Het einde van het jaar wordt gekend door lijstjes. De beste boeken, de beste politici van het jaar, de meest kernachtige uitspraak van het jaar, de Quote 500 van rijkste mensen. Wat moeten we er mee? Niets toch. Toch hoorde ik er een die in the NewYorker of in Time Magazine stond. Het woord van het jaar met stip is: 'hart'. In 2014 heeft het hart de belangrijkste plaats gekregen. Dus toch een kentering. Van een maakbare wereld naar een 'raakbare' wereld. Het hart geraakt. Het hart als metafoor voor de liefde als belangrijkste woord in 2014. Dat is oprecht een teken van hoop.
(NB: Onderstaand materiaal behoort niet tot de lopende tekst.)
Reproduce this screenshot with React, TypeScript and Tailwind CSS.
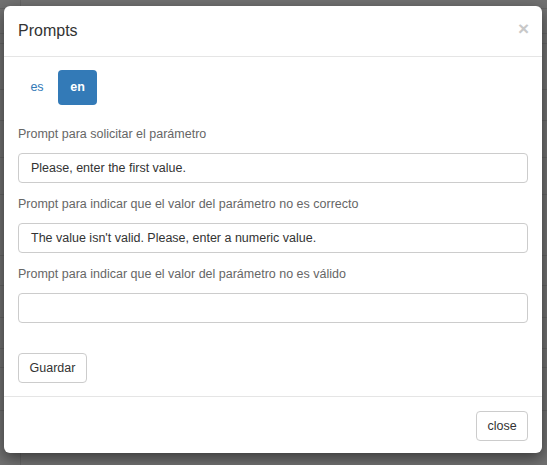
import React from 'react';

const rows = [8, 33, 43, 89, 120, 157, 194, 255, 285, 317, 348, 367, 410];

const fields = [
  { label: 'Prompt para solicitar el parámetro', value: 'Please, enter the first value.' },
  { label: 'Prompt para indicar que el valor del parámetro no es correcto', value: "The value isn't valid. Please, enter a numeric value." },
  { label: 'Prompt para indicar que el valor del parámetro no es válido', value: '' },
];

const App: React.FC = () => {
  return (
    <div className="relative w-[547px] h-[465px] overflow-hidden bg-[#727272] font-['Liberation_Sans',Arial,sans-serif]">
      {/* page behind the backdrop */}
      <div className="absolute inset-0">
        <div className="absolute left-[20px] top-0 bottom-0 border-l border-[#666]" />
        {rows.map((y) => (
          <div key={y} className="absolute left-0 right-0 border-t border-[#666]" style={{ top: y }} />
        ))}
      </div>

      {/* Modal */}
      <div className="relative ml-[4px] mt-[6px] w-[538px] bg-white rounded-[6px] shadow-[0_5px_15px_rgba(0,0,0,0.5)]">
        {/* Header */}
        <div className="h-[51px] pl-[14px] pr-[13px] flex items-center justify-between border-b border-[#e5e5e5]">
          <h4 className="text-[16px] text-[#333] leading-[20px]">Prompts</h4>
          <span className="text-[19px] font-bold text-[#c8c8c8] leading-none -mt-[6px]">×</span>
        </div>

        {/* Body */}
        <div className="px-[14px] pt-[13px] pb-[13px]">
          <div className="flex gap-[2px]">
            <span className="w-[38px] h-[35px] flex items-center justify-center text-[12.5px] text-[#337ab7] rounded-[4px]">es</span>
            <span className="w-[39px] h-[35px] flex items-center justify-center text-[12.5px] font-bold text-white bg-[#337ab7] rounded-[4px]">en</span>
          </div>

          <div className="mt-[19px] flex flex-col gap-[11px]">
            {fields.map((f) => (
              <div key={f.label} className="flex flex-col gap-[9px]">
                <label className="text-[12.5px] leading-[20px] text-[#666]">{f.label}</label>
                <div className="h-[30px] border border-[#ccc] rounded-[4px] px-[12px] flex items-center text-[12.5px] text-[#333]">
                  {f.value}
                </div>
              </div>
            ))}
          </div>

          <div className="mt-[30px]">
            <button className="h-[30px] w-[69px] border border-[#ccc] rounded-[4px] text-[12.5px] text-[#333] bg-white">
              Guardar
            </button>
          </div>
        </div>

        {/* Footer */}
        <div className="border-t border-[#e5e5e5] pt-[14px] pb-[12px] pr-[14px] flex justify-end">
          <button className="h-[30px] w-[52px] border border-[#ccc] rounded-[4px] text-[12.5px] text-[#333] bg-white">
            close
          </button>
        </div>
      </div>
    </div>
  );
};

export default App;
Laten we ons hart openen voor het licht van de wereld. Het kan. Er stond een mooie foto bij van een Afrikaanse hulpverlener, ingepakt als een marsmannetje, klaar om een ebolapatient te verzorgen. Er stond onder de foto: 'De helden van 2014'. Broeders en zusters, er zijn helden, wij zijn helden als we het licht laten schijnen. Een licht dat de ogen doet twinkelen van een kind dat zorg krijgt die het verdient, het licht dat straalt als we onze arm om de schouder van een zieke of eenzame oudere slaan. Dat hebben we toch niet verleerd? Dat gaan we toch niet uitbesteden aan robots met klauwhanden? Nee, als ons lichaam oud en beurs is willen we zachte handen die ons tillen en het leed verzachten. Om het niet loodzwaar te maken wil ik uw tonen hoe het metaforisch kan zijn. Als onze ogen oplichten weerkaatst dat in de ogen van de ander onze naaste. 2014; het 'Jaar van het Hart'. Dus ik wens u vooral een hartelijk kerstfeest toe.
eerste lezing: Jesaja 52,7 - 10; tweede lezing: Hebreeën 1,1 - 6; evangelie: Johannes 1,1 - 18.
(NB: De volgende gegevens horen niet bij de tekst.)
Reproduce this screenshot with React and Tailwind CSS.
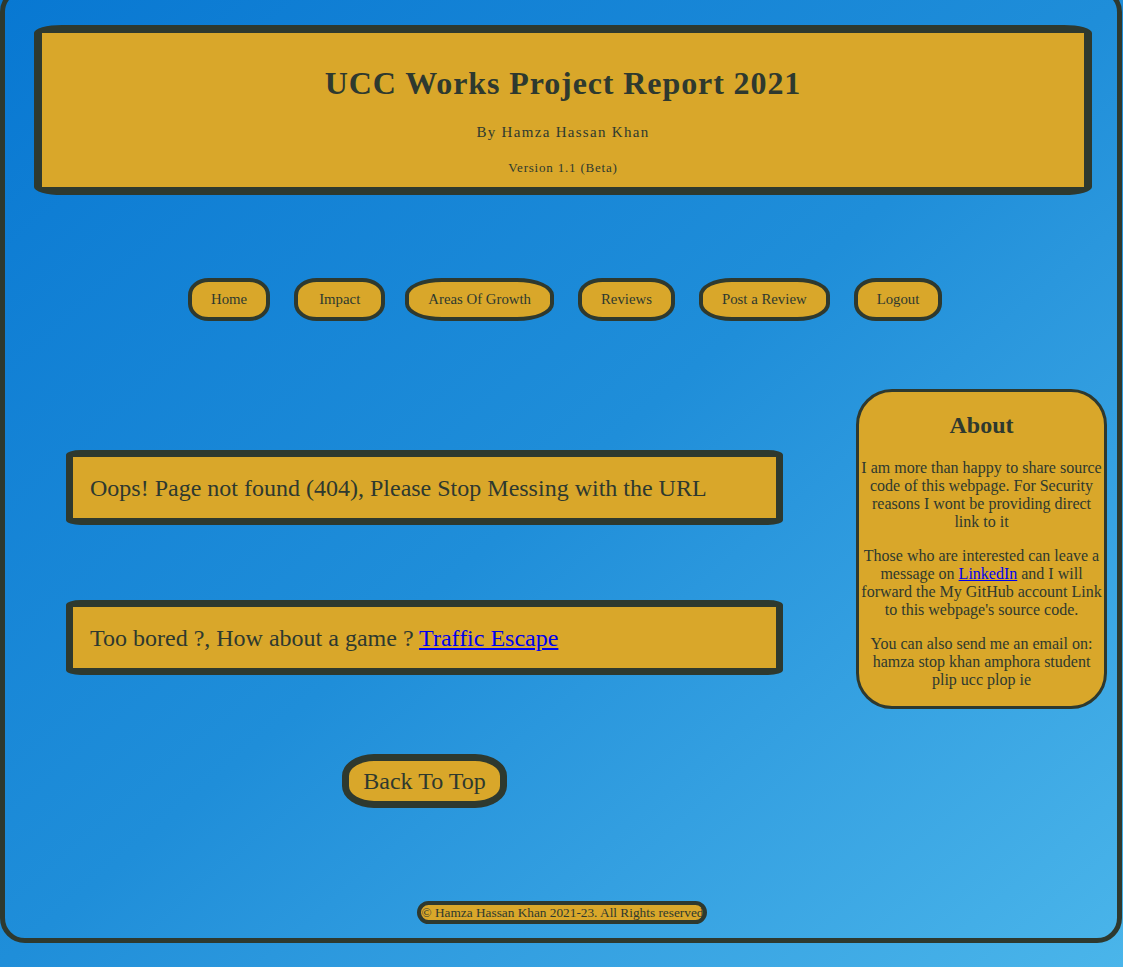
const navItems = ["Home", "Impact", "Areas Of Growth", "Reviews", "Post a Review", "Logout"];

function NavButton({ label, wide }) {
  return (
    <a className={`flex h-[43px] items-center rounded-[25%/40%] border-4 border-[#2e392f] bg-[#d9a72a] text-[14.8px] text-[#2e392f] ${wide ? "px-[21px]" : "px-[19px]"}`}>
      {label}
    </a>
  );
}

function MessageBox({ children, className = "" }) {
  return (
    <div className={`flex h-[75px] w-[717px] items-center rounded-[15px/5px] border-[7px] border-[#2e392f] bg-[#d9a72a] pl-[17px] text-[24px] text-[#2e392f] ${className}`}>
      <p>{children}</p>
    </div>
  );
}

export default function App() {
  return (
    <div className="min-h-screen overflow-hidden bg-linear-to-br from-[#0878d2] via-[#1f8ed9] to-[#4ab5ea] font-['Liberation_Serif',serif] text-[#2e392f]">
      <div className="-mt-[13px] mr-[1px] flex h-[956px] flex-col rounded-[25px] border-[5px] border-[#2e392f]">
        <header className="ml-[29px] mr-[25px] mt-[33px] flex h-[170px] flex-col items-center rounded-[28px/8px] border-8 border-[#2e392f] bg-[#d9a72a]">
          <h1 className="mt-[30px] text-[32px] font-bold leading-[40px] tracking-[0.9px]">UCC Works Project Report 2021</h1>
          <p className="mt-[18px] text-[15px] tracking-[1.3px]">By Hamza Hassan Khan</p>
          <p className="mt-[14px] text-[13px] tracking-[0.8px]">Version 1.1 (Beta)</p>
        </header>

        <nav className="ml-[183px] mt-[83px] flex">
          {navItems.map((n, i) => (
            <div key={n} className={i === 0 ? "" : i === 2 ? "ml-[20px]" : "ml-[24px]"}>
              <NavButton label={n} wide={i === 1} />
            </div>
          ))}
        </nav>

        <main className="mt-[68px] flex">
          <div className="flex w-[839px] flex-col items-center">
            <MessageBox className="mt-[61px]">Oops! Page not found (404), Please Stop Messing with the URL</MessageBox>
            <MessageBox className="mt-[75px]">
              Too bored ?, How about a game ? <a className="text-[#0000ee] underline">Traffic Escape</a>
            </MessageBox>
            <button className="mt-[79px] h-[54px] rounded-[32px/22px] border-[7px] border-[#2e392f] bg-[#d9a72a] px-[14px] text-[24px] text-[#2e392f]">
              Back To Top
            </button>
          </div>
          <aside className="ml-[12px] h-[320px] w-[251px] rounded-[36px] border-[3px] border-[#2e392f] bg-[#d9a72a] px-[2px] text-center text-[16px] leading-[18px]">
            <h2 className="mt-[18px] text-[24px] font-bold leading-[30px]">About</h2>
            <p className="mt-[19px]">
              I am more than happy to share source code of this webpage. For Security reasons I wont be providing direct link to it
            </p>
            <p className="mt-[16px]">
              Those who are interested can leave a message on <a className="text-[#0000ee] underline">LinkedIn</a> and I will forward the My GitHub account Link to this webpage's source code.
            </p>
            <p className="mt-[16px]">You can also send me an email on: hamza stop khan amphora student plip ucc plop ie</p>
          </aside>
        </main>

        <footer className="mt-auto mb-[14px] flex justify-center pl-[2px]">
          <p className="h-[23px] whitespace-nowrap rounded-full border-4 border-[#2e392f] bg-[#d9a72a] pl-[1px] text-[13.3px] leading-[15px]">
            © Hamza Hassan Khan 2021-23. All Rights reserved
          </p>
        </footer>
      </div>
    </div>
  );
}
De evangelietekst uit de Willibrordvertaling 1978:
In het begin was het Woord en het Woord was bij God en het Woord was God. Dit was in het begin bij God. Alles is door Hem geworden en zonder Hem is niets geworden van wat geworden is. In Hem was leven en dat leven was het licht der mensen. En het licht schijnt in de duisternis maar de duisternis nam het niet aan. Er trad een mens op, een gezondene van God; zijn naam was Johannes. Deze kwam tot getuigenis, om te getuigen van het Licht opdat allen door hem tot geloof zouden komen. Niet hij was het licht maar hij moest getuigen van het Licht. Het ware Licht dat iedere mens verlicht kwam in de wereld. Hij was in de wereld; de wereld was door Hem geworden, en toch erkende de wereld Hem niet. Hij kwam in het zijne, maar de zijnen aanvaardden Hem niet. Aan allen echter die Hem wél aanvaardden, aan hen die in zijn Naam geloven, gaf Hij het vermogen kinderen van God te worden. Zij zijn niet uit bloed noch uit begeerte van het vlees of de wil van een man, maar uit God geboren. Het Woord is vlees geworden en heeft onder ons gewoond. Wij hebben zijn heerlijkheid aanschouwd, zulk een heerlijkheid als de Eniggeborene van de Vader ontvangt, vol genade en waarheid. Wij hebben Johannes' getuigenis over Hem toen hij uitriep: "Deze was het van wie ik zei: Hij die achter mij komt is vóór mij, want Hij was eerder dan ik." Van zijn volheid hebben wij allen ontvangen; genade op genade. Werd de Wet door Mozes gegeven, de genade en de waarheid kwamen door Jezus Christus. Niemand heeft ooit God gezien; de Eniggeboren God die in de schoot van de Vader is, Hij heeft Hem doen kennen.